デバイスの補助、もそうでしょうし、僕のように法制度による補助によって健常者以上のパフォーマンスを出す、ということもあります。
働いている僕の姿を見て、人として劣った存在だ、と思う人はいないでしょう。
いや、少しはいるかもしれんな・・・。
僕は「杖」「人工骨頭」というデバイスと「駐車許可証」という法制度によって健常者並みになっているのです。

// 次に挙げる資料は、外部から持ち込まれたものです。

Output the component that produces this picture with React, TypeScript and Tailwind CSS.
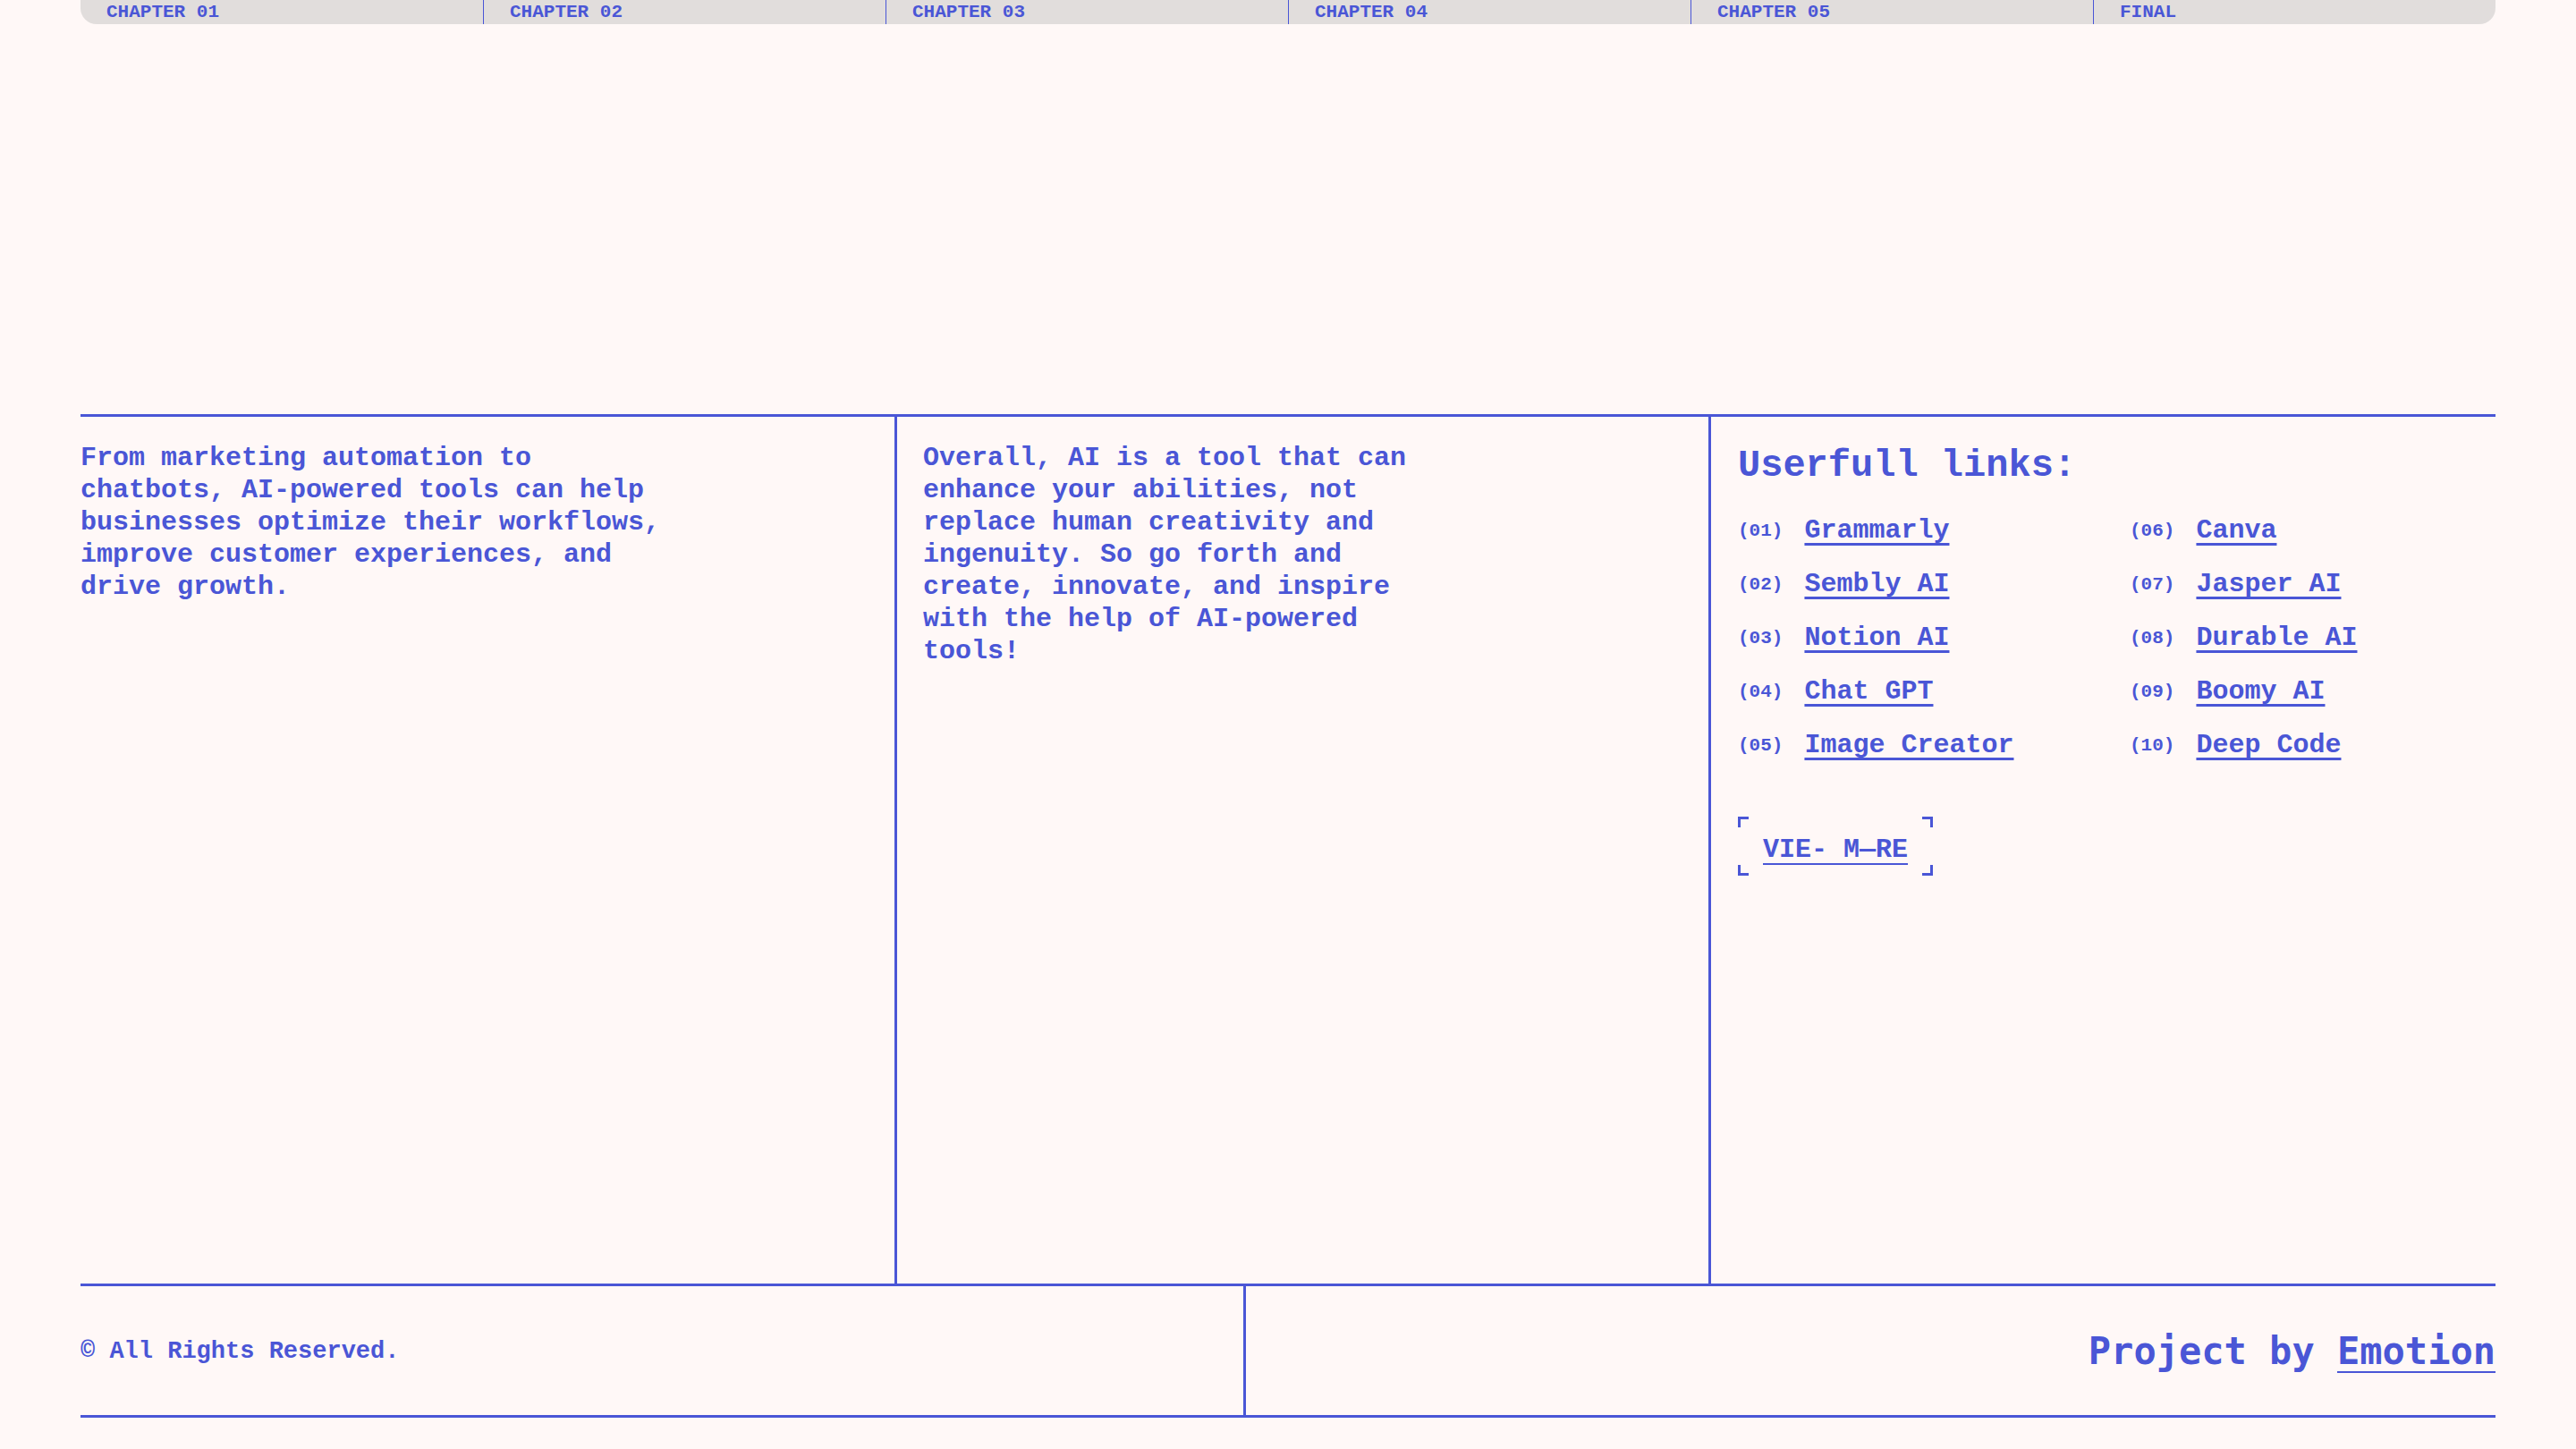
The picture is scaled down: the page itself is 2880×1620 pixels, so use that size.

法制度のことで言えば、101人以上の従業員を抱える企業は2%以上の障害者を雇用しないとペナルティが課せられます。
ただし、週20時間以上働かないとカウントにならないのです。
障害者の中には週19時間しか働けない、という人も実際にいるのですが、そういった人たちは働くチャンスに恵まれないことになります。
ソフトバンクなど自主的に20時間未満でも障害者雇用を始めた企業もありますが、たとえば数人で分業することで1カウントにするなど、法制度の見直しもまだ余地があるでしょう。
それで健常者のように働けたなら、不自由なく生活できたなら、その障害者は健常者と同じだよね、と思えばいいんじゃないでしょうか。
いわば、「見なし健常者」とでも言いましょうか。

そして、進化したデバイスによっても、法制度によっても健常者と同じようにはいかない、という人は社会が面倒を見てあげる。
ただそのような人たちを社会復帰させるためにテクノロジーを開発すると、そこからイノベーションが起きることがあると思います。
宇宙空間は極限空間で、いかに少ない物資で、いかにエネルギーロスなくやっていくかの技術を磨き続けているわけですが、そこからイノベーションが生まれた事例は多いのだと以前JAXAで聞きました。
それに似たようなことと捉えてもよいのでは。

「障害者」「健常者」を線引きすることでいろんな歪みが生まれている、というのはそうだと思います。
でも区別しない、というのは現実問題として、全員にとってのデメリットが多い。
ならば、「障害者」「健常者」に加え、「見なし健常者」の三者が世の中には存在するのだ、そして「障害者」をどんどん「見なし健常者」化していくのだ、そんな意識を皆で持てば、社会保障費問題も含めいろんな課題解決に向かっていけるのではなかろうか。
実を言えば、障害者の社会復帰運動にはいろんなクレームが寄せられますが、そのほとんどは障害者からのものなんです。
ひとことで言えば、
「そっとしといてくれ」。
その気持ちの奥底には、何を言われようとどうしようと、結局障害者は障害者じゃないか、という諦観に近いものがあるように感じます。
確かに、そっとしておいてあげるべき人もいらっしゃると思います。
でも、尻を叩くことで健常者以上になれる人もたくさんいらっしゃるはずだし、そういう人はもう障害者として見るべきではないよ、という認識を共有することが大事ではないかと。
そんなふうに考えたりします。

ともあれ、今年はお世話になりました。
来年が皆さまにとって良き年でありますように。